I couldn't tell whether the email was sent because the second password attempt
was successful or because it wasn't successful.

------
geoffsanders
This is a gift to hackers, government snoops, and the like: access is now
granted to anyone with the trivial ability to intercept SMS messages, spoof
cell towers (Stingrays), or clone SIM cards.

------
z3t4
Best thing would be using a password protected key like in SSH. It should be
baked in to SSL somehow to make it easier to password protect web apps.

It's a bit ironic that Yahoo changed their password policy so that I need to
have at least two numbers and different caps and something like max ten
characters. Making it impossible to remember the password.

I always use something like "magicunicornridingsousages" witch I find both
easy to remember and long enough to prevent brute force. Too bad Yahoo wont
allow it.

------
arfliw
They need on-demand email addresses too, then. Because I don't remember my
yahoo email address, either. That's how long it's been since I've signed in.

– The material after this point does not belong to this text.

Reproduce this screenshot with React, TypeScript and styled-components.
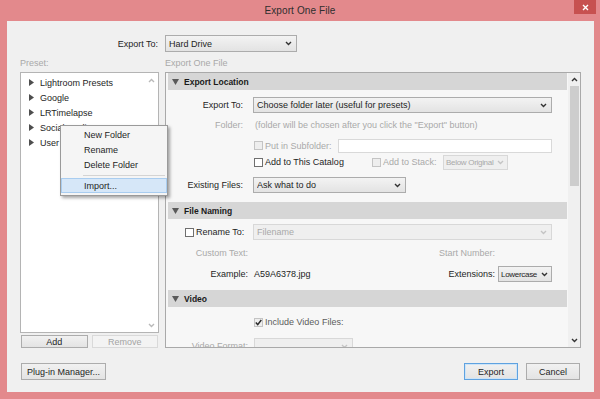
import React from 'react';
import styled, { createGlobalStyle } from 'styled-components';

const Global = createGlobalStyle`
  html, body { margin: 0; padding: 0; }
  body {
    width: 600px; height: 399px; overflow: hidden;
    font-family: "Liberation Sans", Arial, sans-serif;
    font-size: 9px; color: #1e1e1e;
  }
  * { box-sizing: border-box; }
`;

const Window = styled.div`
  width: 600px; height: 399px;
  background: #e3898c;
  display: flex; flex-direction: column;
`;

const TitleBar = styled.div`
  height: 21px; flex: none;
  display: grid; grid-template-columns: 1fr auto 1fr;
  align-items: center;
`;

const Title = styled.div`
  grid-column: 2;
  font-size: 10px; color: #2e2e2e; letter-spacing: 0.1px;
`;

const CloseBtn = styled.div`
  grid-column: 3; justify-self: end; align-self: start;
  width: 22px; height: 14px; margin-right: 4px;
  background: #c75150;
  display: flex; align-items: center; justify-content: center;
`;

const Client = styled.div`
  flex: 1;
  margin: 0 6px 7px 7px;
  background: #f0f0f0;
  padding: 14px 13px 12px 13px;
  display: flex; flex-direction: column;
`;

const TopRow = styled.div`
  height: 17px; display: flex; align-items: center;
`;

const TopLabel = styled.div`
  width: 138px; margin-right: 7px; text-align: right;
`;

const CaptionRow = styled.div`
  height: 20px; padding-bottom: 4px;
  display: grid; grid-template-columns: 139px 416px; column-gap: 6px;
  align-items: end; color: #a9a9a9;
`;

const Main = styled.div`
  height: 276px;
  display: grid; grid-template-columns: 139px 416px; column-gap: 6px;
`;

const LeftCol = styled.div`
  position: relative; display: flex; flex-direction: column;
`;

const ListBox = styled.div`
  height: 261px; background: #fff;
  border: 1px solid #b4b4b4;
  display: flex;
`;

const Tree = styled.div`
  flex: 1; padding-top: 2px;
`;

const TreeRow = styled.div`
  height: 15px; display: flex; align-items: center; gap: 6px;
  padding-left: 8px; white-space: nowrap;
`;

const ListScroll = styled.div`
  width: 14px; display: flex; flex-direction: column;
  justify-content: space-between; align-items: center;
  padding: 5px 0 4px;
`;

const SmallBtnRow = styled.div`
  margin-top: 2px; height: 13px; padding: 0 1px;
  display: flex; gap: 4px;
`;

const Button = styled.div<{ $disabled?: boolean; $default?: boolean; $w?: number }>`
  ${p => (p.$w ? `width: ${p.$w}px;` : 'flex: 1;')}
  display: flex; align-items: center; justify-content: center;
  border: 1px solid ${p => (p.$disabled ? '#d9d9d9' : p.$default ? '#5fa2e0' : '#acacac')};
  background: ${p => (p.$disabled ? '#f3f3f3' : 'linear-gradient(#f1f1f1, #e3e3e3)')};
  color: ${p => (p.$disabled ? '#a3a3a3' : '#1e1e1e')};
  white-space: nowrap;
  box-shadow: ${p => (p.$default ? 'inset 0 0 0 1px #cde4f7' : 'none')};
`;

const Menu = styled.div`
  position: absolute; left: 40px; top: 53px;
  width: 108px; height: 71px;
  background: #f5f5f5;
  border: 1px solid #9a9a9a;
  box-shadow: 2px 2px 3px rgba(0, 0, 0, 0.35);
  padding-top: 1px;
`;

const MenuItem = styled.div<{ $hot?: boolean }>`
  height: 15px; display: flex; align-items: center;
  padding-left: 22px;
  border: 1px solid ${p => (p.$hot ? '#a9cdf0' : 'transparent')};
  background: ${p => (p.$hot ? '#d6e7f8' : 'transparent')};
`;

const MenuSep = styled.div`
  height: 6px; margin-left: 22px; margin-right: 2px;
  display: flex; align-items: center;
  &::after { content: ''; flex: 1; height: 1px; background: #d4d4d4; }
`;

const Panel = styled.div`
  border: 1px solid #a9a9a9; background: #f7f7f7;
  display: flex; overflow: hidden;
`;

const PanelContent = styled.div`
  flex: 1; overflow: hidden; padding: 0 1px 0 2px;
`;

const SectionHeader = styled.div`
  height: 17px; background: #d6d6d6;
  display: flex; align-items: center; gap: 5px;
  padding-left: 4px;
  font-weight: bold; font-size: 8.5px; color: #1a1a1a;
`;

const SectionBody = styled.div<{ $pb: number }>`
  padding: 0 15px ${p => p.$pb}px 0;
  display: flex; flex-direction: column;
`;

const Row = styled.div<{ $mt: number; $h: number; $indent?: number }>`
  margin-top: ${p => p.$mt}px; height: ${p => p.$h}px;
  padding-left: ${p => p.$indent ?? 0}px;
  display: flex; align-items: center; white-space: nowrap;
`;

const Label = styled.div<{ $w: number; $gap: number; $dim?: boolean }>`
  width: ${p => p.$w}px; margin-right: ${p => p.$gap}px; flex: none;
  text-align: right;
  color: ${p => (p.$dim ? '#a9a9a9' : '#1e1e1e')};
`;

const Text = styled.span<{ $dim?: boolean; $mid?: boolean; $pl?: number }>`
  color: ${p => (p.$dim ? '#a9a9a9' : p.$mid ? '#5c5c5c' : '#1e1e1e')};
  padding-left: ${p => p.$pl ?? 0}px;
`;

const Group = styled.div<{ $w: number }>`
  width: ${p => p.$w}px; flex: none;
  display: flex; align-items: center; gap: 2px;
`;

const Spacer = styled.div<{ $w?: number }>`
  ${p => (p.$w ? `width: ${p.$w}px; flex: none;` : 'flex: 1;')}
`;

const Select = styled.div<{ $w?: number; $h?: number; $disabled?: boolean; $tight?: boolean }>`
  ${p => (p.$w ? `width: ${p.$w}px; flex: none;` : 'flex: 1;')}
  height: ${p => p.$h ?? 16}px;
  display: flex; align-items: center; gap: ${p => (p.$tight ? 2 : 3)}px;
  padding: 0 ${p => (p.$tight ? 3 : 4)}px 0 ${p => (p.$tight ? 2 : 3)}px; white-space: nowrap;
  border: 1px solid ${p => (p.$disabled ? '#d8d8d8' : '#acacac')};
  background: ${p => (p.$disabled ? '#efefef' : 'linear-gradient(#f3f3f3, #e3e3e3)')};
  color: ${p => (p.$disabled ? '#a9a9a9' : '#1e1e1e')};
  font-size: ${p => (p.$tight ? 8 : 9)}px;
  letter-spacing: ${p => (p.$tight ? '-0.3px' : '0')};
  & > span { flex: 1; min-width: 0; overflow: hidden; }
  & > svg { flex: none; }
`;

const TextInput = styled.div`
  flex: 1; height: 14px; background: #fff; border: 1px solid #d9d9d9;
`;

const Box = styled.div<{ $disabled?: boolean }>`
  width: 9px; height: 9px; flex: none;
  border: 1px solid ${p => (p.$disabled ? '#c4c4c4' : '#6f6f6f')};
  background: ${p => (p.$disabled ? '#eeeeee' : '#ffffff')};
  display: flex; align-items: center; justify-content: center;
`;

const PanelScroll = styled.div`
  width: 12px; flex: none; background: #f0f0f0;
  display: flex; flex-direction: column; align-items: center;
`;

const ArrowCell = styled.div<{ $h: number }>`
  height: ${p => p.$h}px; width: 100%;
  display: flex; align-items: center; justify-content: center;
`;

const Thumb = styled.div`
  width: 9px; height: 100px; background: #cdcdcd;
`;

const BottomRow = styled.div`
  margin-top: 15px; height: 17px; padding: 0 1px;
  display: flex; gap: 8px;
`;

const Chevron = ({ up, color = '#333' }: { up?: boolean; color?: string }) => (
  <svg width="7" height="5" viewBox="0 0 7 5">
    <path d={up ? 'M1 4 L3.5 1.5 L6 4' : 'M1 1 L3.5 3.5 L6 1'} fill="none" stroke={color} strokeWidth="1.4" />
  </svg>
);

const TriRight = () => (
  <svg width="5" height="7" viewBox="0 0 5 7"><path d="M0 0 L5 3.5 L0 7Z" fill="#4e4e4e" /></svg>
);

const TriDown = () => (
  <svg width="7" height="6" viewBox="0 0 7 6"><path d="M0 0 H7 L3.5 6Z" fill="#5a5a5a" /></svg>
);

const Check = () => (
  <svg width="7" height="7" viewBox="0 0 7 7">
    <path d="M0.8 3.6 L2.7 5.6 L6.3 1" fill="none" stroke="#2a2a2a" strokeWidth="1.5" />
  </svg>
);

const presets = ['Lightroom Presets', 'Google', 'LRTimelapse', 'Social Media', 'User Presets'];

export default function App() {
  return (
    <>
      <Global />
      <Window>
        <TitleBar>
          <Title>Export One File</Title>
          <CloseBtn>
            <svg width="7" height="7" viewBox="0 0 7 7">
              <path d="M1 1 L6 6 M6 1 L1 6" stroke="#fff" strokeWidth="1.4" />
            </svg>
          </CloseBtn>
        </TitleBar>
        <Client>
          <TopRow>
            <TopLabel>Export To:</TopLabel>
            <Select $w={132} $h={17}>
              <span>Hard Drive</span>
              <Chevron />
            </Select>
          </TopRow>
          <CaptionRow>
            <div>Preset:</div>
            <div>Export One File</div>
          </CaptionRow>
          <Main>
            <LeftCol>
              <ListBox>
                <Tree>
                  {presets.map(p => (
                    <TreeRow key={p}>
                      <TriRight />
                      <span>{p}</span>
                    </TreeRow>
                  ))}
                </Tree>
                <ListScroll>
                  <Chevron up color="#b9b9b9" />
                  <Chevron color="#b9b9b9" />
                </ListScroll>
              </ListBox>
              <SmallBtnRow>
                <Button>Add</Button>
                <Button $disabled>Remove</Button>
              </SmallBtnRow>
              <Menu>
                <MenuItem>New Folder</MenuItem>
                <MenuItem>Rename</MenuItem>
                <MenuItem>Delete Folder</MenuItem>
                <MenuSep />
                <MenuItem $hot>Import...</MenuItem>
              </Menu>
            </LeftCol>
            <Panel>
              <PanelContent>
                <SectionHeader><TriDown />Export Location</SectionHeader>
                <SectionBody $pb={9}>
                  <Row $mt={7} $h={16}>
                    <Label $w={75} $gap={10}>Export To:</Label>
                    <Select>
                      <span>Choose folder later (useful for presets)</span>
                      <Chevron />
                    </Select>
                  </Row>
                  <Row $mt={5} $h={14}>
                    <Label $w={75} $gap={10} $dim>Folder:</Label>
                    <Text $dim $pl={2}>(folder will be chosen after you click the "Export" button)</Text>
                  </Row>
                  <Row $mt={6} $h={15} $indent={86}>
                    <Group $w={84}>
                      <Box $disabled />
                      <Text $dim>Put in Subfolder:</Text>
                    </Group>
                    <TextInput />
                  </Row>
                  <Row $mt={1} $h={16} $indent={86}>
                    <Group $w={118}>
                      <Box />
                      <Text>Add to This Catalog</Text>
                    </Group>
                    <Group $w={71}>
                      <Box $disabled />
                      <Text $dim>Add to Stack:</Text>
                    </Group>
                    <Select $w={65} $h={15} $disabled $tight>
                      <span>Below Original</span>
                      <Chevron color="#c4c4c4" />
                    </Select>
                  </Row>
                  <Row $mt={7} $h={16}>
                    <Label $w={75} $gap={10}>Existing Files:</Label>
                    <Select $w={153}>
                      <span>Ask what to do</span>
                      <Chevron />
                    </Select>
                  </Row>
                </SectionBody>

                <SectionHeader><TriDown />File Naming</SectionHeader>
                <SectionBody $pb={8}>
                  <Row $mt={5} $h={16} $indent={17}>
                    <Group $w={68}>
                      <Box />
                      <Text>Rename To:</Text>
                    </Group>
                    <Select $disabled>
                      <span>Filename</span>
                      <Chevron color="#c4c4c4" />
                    </Select>
                  </Row>
                  <Row $mt={6} $h={14}>
                    <Label $w={80} $gap={6} $dim>Custom Text:</Label>
                    <Spacer />
                    <Text $dim>Start Number:</Text>
                    <Spacer $w={57} />
                  </Row>
                  <Row $mt={6} $h={16}>
                    <Label $w={80} $gap={6}>Example:</Label>
                    <Text>A59A6378.jpg</Text>
                    <Spacer />
                    <Text>Extensions:</Text>
                    <Spacer $w={3} />
                    <Select $w={54} $tight>
                      <span>Lowercase</span>
                      <Chevron />
                    </Select>
                  </Row>
                </SectionBody>

                <SectionHeader><TriDown />Video</SectionHeader>
                <SectionBody $pb={8}>
                  <Row $mt={7} $h={16} $indent={86}>
                    <Group $w={120}>
                      <Box $disabled><Check /></Box>
                      <Text $mid>Include Video Files:</Text>
                    </Group>
                  </Row>
                  <Row $mt={8} $h={16}>
                    <Label $w={80} $gap={6} $dim>Video Format:</Label>
                    <Select $w={99} $disabled>
                      <span />
                      <Chevron color="#c4c4c4" />
                    </Select>
                  </Row>
                </SectionBody>
              </PanelContent>
              <PanelScroll>
                <ArrowCell $h={13}><Chevron up /></ArrowCell>
                <Thumb />
                <Spacer />
                <ArrowCell $h={13}><Chevron /></ArrowCell>
              </PanelScroll>
            </Panel>
          </Main>
          <BottomRow>
            <Button $w={85}>Plug-in Manager...</Button>
            <Spacer />
            <Button $w={54} $default>Export</Button>
            <Button $w={54}>Cancel</Button>
          </BottomRow>
        </Client>
      </Window>
    </>
  );
}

Maybe every other month for one reason or another I'm prompted to sign-in to
Yahoo. I sit there for a frustrated three seconds wanting to punch the screen
and then just close the page. Can't remember the email address, know I won't
be able to remember the password and no way I'm dealing with creating a new
account.

------
sarciszewski
Instead of sending a SMS message to their phone, could Yahoo send a push
notification (with TextSecure support)?

I'd like to see this. I'd love to help make it happen.

------
transitorykris
This isn't even 1 factor auth, this is 0 factor auth.. unless you accept the
pain of disabling text message notifcations on your phone.

------
nso95
So now less security is better? I'm confused.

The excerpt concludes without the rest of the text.